Maybe because I play CRPGs like Oblivion, The Witcher, LOTR Online etc. I just don't get the fps argument when they're within 10 fps. When I first started playing LOTR Online, Bree filled with players was a slideshow. Now it's not (thank Catalyst 8.4 or just Turbine updates, or both!). The other two games were quite playable, even where benchmark sites gave the nod to Nvidia cards for sheer framerates (but then again, not by much).
http://www.tomshardware.com/reviews/nvidia-geforce-9800-gx2-review,1792.html
When a 3870 gets 24 fps in Crysis and an 8800gt gets 25.8, then what's the true advantage of the Nvidia card beyond marketing and "megachurch of Nvidia" loyalty?
In that benchmark suite, the 3870x2 beats a 9800gtx 33.1 to 31.9, but it doesn't influence those here who talk about framerates because of that Nvidia loyalty. It's considered a fluke, or something that new drivers will fix.

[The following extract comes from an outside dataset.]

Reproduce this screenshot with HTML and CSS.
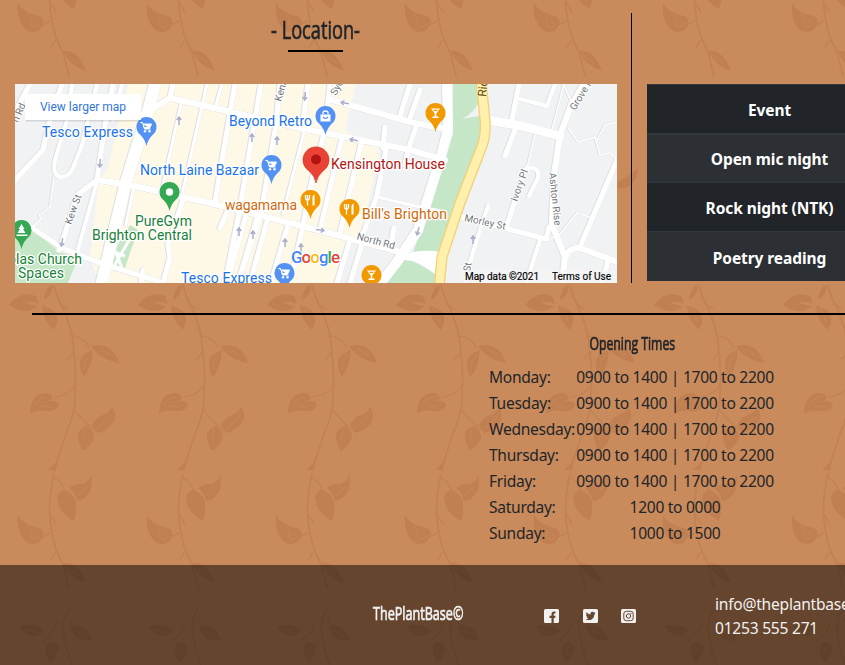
FILE: index.html
```html
<!DOCTYPE html>
<html lang="en">
<head>
<meta charset="utf-8">
<title>ThePlantBase</title>
<link rel="stylesheet" href="styles.css">
</head>
<body>
<svg class="vines" width="845" height="665" aria-hidden="true">
  <defs>
    <g id="vine">
      <path class="stem" d="M54 285Q56 296 63 308Q70 325 72 336Q77 370 75 395Q76 411 66 434L58 458L55 470M54 474Q48 500 50 520Q52 538 57 552L63 564L69 588M69 610Q61 618 64 636Q66 650 73 668"/>
      <path class="twig" d="M60 304L68 309M71 336Q82 335 89 347M73 353L68 359M75 385Q70 395 55 397M74 409Q82 420 94 430M54 478Q62 481 64 490M50 514L56 524M50 533L40 538M55 553L51 559M57 622Q54 633 43 641M69 618L73 626"/>
      <path class="leaf" d="M9 305Q20 290 36 296Q38 300 39 304Q31 301 25 302Q32 306 38 306Q26 317 9 305ZM42 305Q58 311 57 317Q58 324 54 330Q42 320 42 305ZM44 300Q44 293 50 285L53 286Q52 296 44 300ZM91 346Q112 341 119 363Q100 360 91 346ZM93 350Q79 355 80 364Q80 372 84 377Q92 367 93 350ZM30 414Q30 394 45 393Q52 392 53 399L46 402Q58 399 59 405Q57 412 46 411Q36 409 30 414ZM92 425Q97 416 103 415Q111 412 112 406Q117 414 114 421Q108 431 97 433ZM87 426Q95 432 94 438Q93 444 83 451Q71 431 87 426ZM48 470L57 461L55 470ZM69 488Q76 483 83 484Q90 480 92 474Q92 482 91 490Q85 501 77 501Q75 492 69 488ZM65 490Q77 496 76 504Q77 513 74 521Q57 512 57 496Q60 490 65 490ZM18 515Q22 523 35 527Q46 528 43 537Q40 542 38 543Q30 546 25 541Q16 531 18 515ZM63 563Q78 561 86 583Q70 578 63 563ZM19 626Q37 622 44 631Q30 643 19 626ZM70 626Q86 622 92 640Q75 644 70 626ZM52 642Q60 645 58 650Q57 655 51 663Q42 651 48 643ZM92 698Q112 690 122 680Q120 704 98 700Z"/>
      <path class="vein" d="M46 309Q51 314 52 322M100 349L110 355M90 355Q83 362 84 370M35 405Q40 397 46 397M40 406L50 407M98 428L110 417M78 495L87 487M85 430L83 440M27 525Q34 533 30 536Q34 542 40 536M34 532L38 536M67 567L78 575M27 630L38 633M76 631L84 634M52 647L50 654"/>
    </g>
    <pattern id="vines" width="129" height="665" patternUnits="userSpaceOnUse">
      <use href="#vine"/><use href="#vine" y="-512"/>
    </pattern>
  </defs>
  <rect width="845" height="665" fill="url(#vines)"/>
</svg>

<main>
  <div class="top">
    <section class="location">
      <h2><span class="narrow title">- Location-</span></h2>
      <svg class="map" viewBox="15 84 602 199" width="602" height="199">
        <defs>
          <path id="pin" d="M0 19Q-1.2 13 -6 8A10 10 0 1 1 6 8Q1.2 13 0 19Z"/>
          <g id="cart"><path d="M-6-4.500H-4L-2 2H4M-3-3H5L3.500.5H-2.500Z" fill="#fff" stroke="#fff" stroke-width="1"/><circle cx="-1.500" cy="4.300" r="1.200" fill="#fff"/><circle cx="3" cy="4.300" r="1.200" fill="#fff"/></g>
          <g id="fork"><path d="M-5-5V-2Q-5 0-3 0V5.500M-3-5V0M-1-5V-2Q-1 0-3 0" fill="none" stroke="#fff" stroke-width="1.300"/><path d="M2 5.500V-3Q2-5 4-5.500V5.500Z" fill="#fff"/></g>
          <path id="glass" d="M-4.500-4.500H4.500L.8.500V3.500H3V5H-3V3.500H-.8V.5ZM-2.500-3.300L-1.600-2H1.600L2.500-3.300Z" fill="#fff" fill-rule="evenodd"/>
          <path id="up" d="M0 4V-4M-2.200-1L0-4L2.200-1" fill="none" stroke="#a9aecb" stroke-width="1.500"/>
          <g id="roads">
            <path stroke-width="12" d="M156 80L149 108L126 182L100 290"/>
            <path stroke-width="5" d="M15 180L43 150L50 120L62 84M15 112L30 84M113 84L105 125L97 180L77 195L63 240L59 250M183 200L168 245L170 257L163 283M170 97L173 84"/>
            <path stroke-width="4" d="M72 84L67 120L55 160Q52 176 61 177Q69 177 73 168L82 145L97 84M97 182L77 253M122 84L113 120"/>
            <path stroke-width="1.500" d="M54 177L50 207L39 215L41 219L33 226"/>
            <path stroke-width="5" d="M28 225L62 248L97 262L160 282M143 270L141 284"/>
            <path stroke-width="6" d="M97 180L130 185L210 203L310 228L400 252M147 112L170 98L210 107L300 128L410 150L445 160M332 100L410 122L445 129"/>
            <path stroke-width="3" d="M182 100L163 185M207 84L182 195M134 186L126 225M222 84L215 108M305 128L283 214M377 197L415 206L440 211"/>
            <path stroke-width="5" d="M235 84L215 202M227 212L220 228M261 84L240 208L225 283M280 84L276 125L261 214L238 283M308 84L303 122M330 84L325 130L312 180L302 230L290 283M342 138L320 230M361 144L340 233M386 150L377 195L361 240M247 212L227 283M258 215L238 283M268 218L250 283M288 225L271 283M350 240L337 283M363 240L358 257L350 283M385 127L383 148M394 228L391 245M410 84L400 116M420 90L410 118M417 124L408 150L405 165"/>
            <path stroke-width="10" d="M447 80L448 130L440 160L418 230L397 262L375 290"/>
            <path stroke-width="9" d="M488 120L522 126L560 136"/>
            <path stroke-width="6" d="M588 76L570 108L560 135L554 175L552 225L565 257L562 283M565 259Q568 247 580 248L617 262"/>
            <path stroke-width="5" d="M519 84L512 120M515 130L505 156M458 216L546 239L549 227M617 160L580 247M608 261L602 283M525 170L507 225"/>
            <path stroke-width="4" d="M516 98L547 106L555 84M527 168Q540 166 538 178L529 196M488 206L472 255L465 283M540 240L526 283M588 84L570 104"/>
            <path stroke-width="1.500" d="M564 84L552 130M535 135L527 168M568 128L578 142L595 137L600 155L609 153L617 159M596 142L605 125L617 122M547 240L560 234L577 213L592 218M563 84L572 103"/>
          </g>
        </defs>
        <path fill="#f1f2f4" d="M15 84h602v199H15z"/>
        <path fill="#fef8e7" d="M128 84L107 170L98 180V188L90 258L100 283H333L346 240L361 237L380 147L345 130L356 84Z"/>
        <path fill="#c6e7c7" d="M15 236L31 229L60 252L78 258L68 283H15ZM130 225L138 230L125 268L106 264ZM453 84H479L484 135L440 253H413L453 135ZM404 256L436 274V283H385Z"/>
        <path fill="#fff" d="M397 258Q415 248 442 252L436 275Q420 260 404 260Z"/>
        <path fill="#f1f2f4" d="M462 119Q473 114 479 102L483 115Z"/>
        <path d="M108 250L125 256M112 243L122 268M134 232L114 266" stroke="#fff" stroke-width="3"/>
        <g class="road-edge"><use href="#roads"/></g>
        <use href="#roads" class="road"/>
        <path class="road" stroke-width="9" d="M447 80L448 130L440 160L418 230L397 262L375 290"/>
        <path fill="none" stroke="#f3cf70" stroke-width="11" d="M481 80L485 120Q486 136 482 146L460 203L442 257L439 290"/>
        <path fill="none" stroke="#fff0ae" stroke-width="8.500" d="M481 80L485 120Q486 136 482 146L460 203L442 257L439 290"/>
        <use href="#up" x="179" y="121"/><use href="#up" x="252" y="138"/><use href="#up" x="277" y="141"/><use href="#up" x="239" y="232"/><use href="#up" x="253" y="235"/><use href="#up" x="285" y="243"/><use href="#up" x="301" y="248"/><use href="#up" x="473" y="240"/>
        <use href="#up" transform="translate(100 163) rotate(185)"/><use href="#up" transform="translate(62 242) rotate(190)"/><use href="#up" transform="translate(305 96) rotate(185)"/><use href="#up" transform="translate(418 231) rotate(195)"/><use href="#up" transform="translate(345 103) rotate(-78)"/><use href="#up" transform="translate(354 140) rotate(-78)"/><use href="#up" transform="translate(320 230) rotate(98)"/>
        <g class="street">
          <text transform="translate(18 123) rotate(-67)">n Rd</text>
          <text transform="translate(71 225) rotate(-70)" textLength="31">Kew St</text>
          <text transform="translate(281 102) rotate(-74)">Kens</text>
          <text transform="translate(336 96) rotate(-62)">Syd</text>
          <text transform="translate(363 241) rotate(15)" textLength="39" x="-7">North Rd</text>
          <text transform="translate(464 221) rotate(12)" textLength="42">Morley St</text>
          <text transform="translate(517 202) rotate(-70)" textLength="33">Ivory Pl</text>
          <text transform="translate(549 173) rotate(84)" textLength="53">Ashton Rise</text>
          <text transform="translate(575 111) rotate(-58)">Grove H</text>
          <text transform="translate(470 272) rotate(-80)">St</text>
          <text class="route" transform="translate(486 97) rotate(-85)">Ric</text>
        </g>
        <g class="pins">
          <g transform="translate(146.500 127)"><use href="#pin" fill="#5491f5"/><use href="#cart"/></g>
          <g transform="translate(271.500 165)"><use href="#pin" fill="#5491f5"/><use href="#cart"/></g>
          <g transform="translate(284.500 273)"><use href="#pin" fill="#5491f5"/><use href="#cart"/></g>
          <g transform="translate(325.500 116)"><use href="#pin" fill="#5491f5"/><path d="M-5-1.500H5V5.500H-5Z" fill="#fff"/><path d="M-2.500-1.500V-3Q-2.500-5 0-5T2.500-3V-1.500" fill="none" stroke="#fff" stroke-width="1.300"/><path d="M-2.500 1Q0 4 2.500 1" fill="none" stroke="#5491f5" stroke-width="1.200"/></g>
          <g transform="translate(169.500 192)"><use href="#pin" fill="#34a853"/><circle r="3.700" fill="#fff"/></g>
          <g transform="translate(21.500 230)"><use href="#pin" fill="#34a853"/><path d="M0-6L3-1H1.500L4 3H-4L-1.500-1H-3ZM-5 4.500H6V6H-5Z" fill="#fff"/></g>
          <g transform="translate(310.500 200)"><use href="#pin" fill="#f29900"/><use href="#fork"/></g>
          <g transform="translate(349.500 209)"><use href="#pin" fill="#f29900"/><use href="#fork"/></g>
          <g transform="translate(435.500 113)"><use href="#pin" fill="#f29900"/><use href="#glass"/></g>
          <g transform="translate(371.500 275)"><use href="#pin" fill="#f29900"/><use href="#glass"/></g>
          <path d="M316 183Q315 176 308.500 170.500A13 13 0 1 1 323.500 170.500Q317 176 316 183Z" fill="#ea4335" stroke="#c5221f" stroke-width=".6"/><circle cx="316" cy="159.500" r="5" fill="#b31412"/>
        </g>
        <g class="place">
          <g fill="#1a73e8"><text x="42" y="137" textLength="91">Tesco Express</text><text x="229" y="126" textLength="83">Beyond Retro</text><text x="140" y="175" textLength="119">North Laine Bazaar</text><text x="181" y="283" textLength="91">Tesco Express</text></g>
          <g fill="#188038"><text x="135" y="226" textLength="57">PureGym</text><text x="92" y="240" textLength="100">Brighton Central</text><text x="8" y="264" textLength="74">olas Church</text><text x="18" y="278" textLength="46">Spaces</text></g>
          <g fill="#cf6a0a"><text x="225" y="210" textLength="72">wagamama</text><text x="362" y="219" textLength="85">Bill's Brighton</text></g>
          <text x="331" y="169" textLength="114" fill="#b31412">Kensington House</text>
        </g>
        <text class="google" x="291" y="263" textLength="49"><tspan fill="#4285f4">G</tspan><tspan fill="#ea4335">o</tspan><tspan fill="#fbbc05">o</tspan><tspan fill="#4285f4">g</tspan><tspan fill="#34a853">l</tspan><tspan fill="#ea4335">e</tspan></text>
        <path d="M461 270h156v13H461z" fill="#f5f5f5" opacity=".7"/>
        <g class="credit"><text x="465" y="280" textLength="74">Map data ©2021</text><text x="552" y="280" textLength="59">Terms of Use</text></g>
        <path d="M26 95.500h115v26H26z" fill="#000" opacity=".12"/><path d="M25 94h116v26H25z" fill="#fff"/>
        <text class="larger" x="40" y="111" textLength="86">View larger map</text>
      </svg>
    </section>
    <table class="events">
      <thead><tr><th>Event</th></tr></thead>
      <tbody><tr><th>Open mic night</th></tr><tr><th>Rock night (NTK)</th></tr><tr><th>Poetry reading</th></tr></tbody>
    </table>
  </div>
  <hr>
  <section class="opening">
    <h3><span class="narrow subtitle">Opening Times</span></h3>
    <dl>
      <dt>Monday:</dt><dd>0900 to 1400 | 1700 to 2200</dd>
      <dt>Tuesday:</dt><dd>0900 to 1400 | 1700 to 2200</dd>
      <dt>Wednesday:</dt><dd>0900 to 1400 | 1700 to 2200</dd>
      <dt>Thursday:</dt><dd>0900 to 1400 | 1700 to 2200</dd>
      <dt>Friday:</dt><dd>0900 to 1400 | 1700 to 2200</dd>
      <dt>Saturday:</dt><dd>1200 to 0000</dd>
      <dt>Sunday:</dt><dd>1000 to 1500</dd>
    </dl>
  </section>
</main>
<footer>
  <div class="brand"><span class="narrow name">ThePlantBase©</span></div>
  <nav>
    <svg viewBox="0 0 15 14" width="15" height="14"><rect width="15" height="14" rx="1.500" fill="#f1f1f1"/><path d="M7.500 14V9H5.500V6.800H7.500V5.300Q7.500 2.600 10 2.600H11.500V4.600H10.600Q9.700 4.600 9.700 5.500V6.800H11.500L11.200 9H9.700V14Z" fill="#66462f"/></svg>
    <svg viewBox="0 0 15 14" width="15" height="14"><rect width="15" height="14" rx="1.500" fill="#f1f1f1"/><path d="M12.500 4L11.500 5.200Q11.500 8.500 9 10.200Q6 12 2.500 10.200Q4.500 10.300 5.500 9.400Q4 9.200 3.600 8H4.500Q3 7.300 3 5.700L3.900 6Q2.500 4.600 3.400 3.200Q5 5.200 7.400 5.400Q7.200 2.800 9.400 2.800Q10.300 2.800 11 3.500L12.200 3L11.500 4.200Z" fill="#66462f"/></svg>
    <svg viewBox="0 0 15 14" width="15" height="14"><rect width="15" height="14" rx="1.500" fill="#f1f1f1"/><rect x="2.800" y="2.300" width="9.400" height="9.400" rx="2.600" fill="none" stroke="#66462f"/><circle cx="7.500" cy="7" r="2.200" fill="none" stroke="#66462f"/><circle cx="10" cy="4.500" r=".6" fill="#66462f"/></svg>
  </nav>
  <address><span class="mail">info@theplantbase.co.uk</span><span class="phone">01253 555 271</span></address>
</footer>
</body>
</html>
```
FILE: styles.css
```css
* { box-sizing: border-box; }
html { overflow: hidden; }
body { margin: 0; width: 845px; height: 665px; overflow: hidden; position: relative; background: #ca8b5c; color: #212529; font: 15.6px/26px "Noto Sans", "Open Sans", sans-serif; }

.vines { position: absolute; left: 0; top: 0; z-index: -1; }
.stem, .twig, .vein { fill: none; stroke: #c28253; stroke-linecap: round; }
.stem { stroke-width: 2; }
.twig { stroke-width: 1.5; }
.leaf { fill: #c18051; }
.vein { stroke: #ca8b5c; stroke-width: 1; opacity: .65; }

main { height: 565px; padding-top: 13px; overflow: hidden; }
.top { display: flex; height: 270px; }
.location { flex: none; width: 632px; padding-left: 15px; border-right: 1px solid #000; }
h2, h3 { margin: 0; font-weight: 400; }
h2 { width: 602px; height: 71px; display: flex; flex-direction: column; align-items: center; }
h2::after { content: ""; width: 55px; height: 2px; background: #000; margin: 4px 2px 0 0; }
.narrow { display: inline-block; font-family: "Open Sans", "Liberation Sans Narrow", sans-serif; white-space: nowrap; -webkit-text-stroke: .7px currentColor; }
.title { font-size: 26px; line-height: 33px; transform: scaleX(.7); }

.map { display: block; overflow: hidden; font-family: Roboto, sans-serif; }
.road, .road-edge { fill: none; stroke: #fff; stroke-linejoin: round; stroke-linecap: round; }
.road-edge { stroke: #dfe1e4; filter: drop-shadow(.7px 0 0 #dfe1e4) drop-shadow(-.7px 0 0 #dfe1e4); }
.street { font-size: 10px; fill: #70757a; paint-order: stroke; stroke: #fff; stroke-width: 2px; }
.street .route { font-size: 12px; fill: #5f4a12; stroke: #fff0ae; }
.place { font-size: 14px; paint-order: stroke; stroke: #fff; stroke-width: 2.5px; stroke-linejoin: round; }
.google { font: 500 17px Roboto, sans-serif; paint-order: stroke; stroke: #fff; stroke-width: 2px; }
.credit { font-size: 10px; fill: #000; stroke: #000; stroke-width: .15px; }
.larger { font-size: 12px; fill: #3377d6; }

.events { width: 245px; margin: 71px 0 0 15px; flex: none; border-collapse: collapse; color: #fff; height: 197px; align-self: flex-start; }
.events th { height: 49px; padding: 2px 0 0; border-top: 1px solid #32383e; background: #212529; font-weight: 700; font-size: 15.5px; line-height: 24px; letter-spacing: -.08px; }
.events thead th { border-bottom: 2px solid #32383e; height: 49px; }
.events tbody tr:nth-child(odd) th { background: #2c3034; }

hr { margin: 30px 0 0 32px; height: 2px; border: 0; background: #000; }
.opening { width: 286px; margin: 14px 0 0 489px; }
h3 { height: 35px; text-align: center; line-height: 27px; }
.subtitle { font-size: 17.5px; transform: scaleX(.7); }
dl { display: grid; grid-template-columns: 87px 198px; margin: 0; }
dt, dd { margin: 0; white-space: nowrap; letter-spacing: -.3px; }
dd { text-align: center; }

footer { height: 100px; overflow: hidden; background: rgba(0, 0, 0, .5); color: #f1f1f1; display: grid; grid-template-columns: 373px 171px 171px 130px; }
footer .brand { grid-column: 2; padding-top: 35px; }
.name { font-size: 17.5px; transform: scaleX(.72); transform-origin: left; }
nav { display: flex; gap: 23.5px; padding-top: 44px; }
address { font-style: normal; line-height: 24px; padding-top: 27px; display: flex; flex-direction: column; white-space: nowrap; letter-spacing: -.25px; }
```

http://www.tomshardware.com/reviews/nvidia-geforce-9800gtx-review,1800-7.html
In this benchmarking session, the 8800gt gets 5 fps more than the 3870 (rather than the 1.8 fps in the session above), but the 3870 clearly beats the 9600gt 38.1 to 34. So, 5 or 10 fps mean something when it's Nvidia, but are irrelevant when it's ATI? I don't think you believe that, but I read posts by people who do.
Even as far as it goes, the 9600gt beats it's intended competitor by 1.9 fps. So, how does that make Nvidia truly faster and how does it make them more forward looking? It makes them better marketers, IMHO.
http://www.tomshardware.com/reviews/nvidia-geforce-9600-gt,1780-13.html
There's a world of difference between AMD CPU's and Intel CPU's. If there were ATI chipsets for Intel, then I might consider switching. As is, AMD's slightly lesser CPU performance meets my price point better than Intel. That is, the Intel CPU's I can afford don't do better than my AMD CPU's. So, I'd rather buy AMD chipsets and CPU's and put the difference into ATI GPU's.
However, with Nvidia vs. ATI it's quite different. At every price point, both the mainstream I usually buy and the high end I bought last February, ATI matches Nvidia at usually slightly lower prices with better DX10 drivers, better image quality and AVIVO.
So, why does Nvidia have the lion's share of the market? I hate cheating too, which is why I hated it when ATI did it in 2003 and seems to be doing it with Futuremark Vantage. Yet, it's Nvidia who cheats more often in benchmarks, getting a glassey stared "Wow" from their fans who insist that the 3xxx series is a failure and that anything Nvidia puts out is innovative because it doesn't waste time on features found on ATI cards that game developers won't support until Nvidia says it's time to.
IMHO, just as gamers ditched Intel during Netburst, so too must gamers ditch Nvidia. That will only happen when gamers realize they have more at stake then just competition bringing down the price of their cards.
IMHO, though futureproofing is not possible. ATI's forward looking, from DX10.1 to dual GPU's on one PCB is what gamers need. Not the 10 or less fps that an Nvidia card provides while blurring image quality and fudging rendering what the game developers intend for gamers to see when they fire up the latest.
I still predict that Nvidia will "win" the next round too, even though their card's won't actually do any better than ATI's. People bought Nvidia when the Radeon 9800 Pro and XT were winners, they bought Nvidia when the X1900XT beat the best in the 7xxx series, and they buy Nvidia even when a 3850, 3870 or 3870x2 is a better deal overall vs. a 9600gt, an 8800gt or a 9800gtx.
I just think that Nvidia's winning by marketing, not by technology or by CEO leadership. Sad really. All the people who wanted Ruiz to quit were right to criticize, but Huang's rants at Intel deserve criticisim too and I don't see leadership at Nvidia. Nothing that will take them beyond the age of monster GPU's. So maybe that's why they're gearing up for a different market, allied with Via against Atom.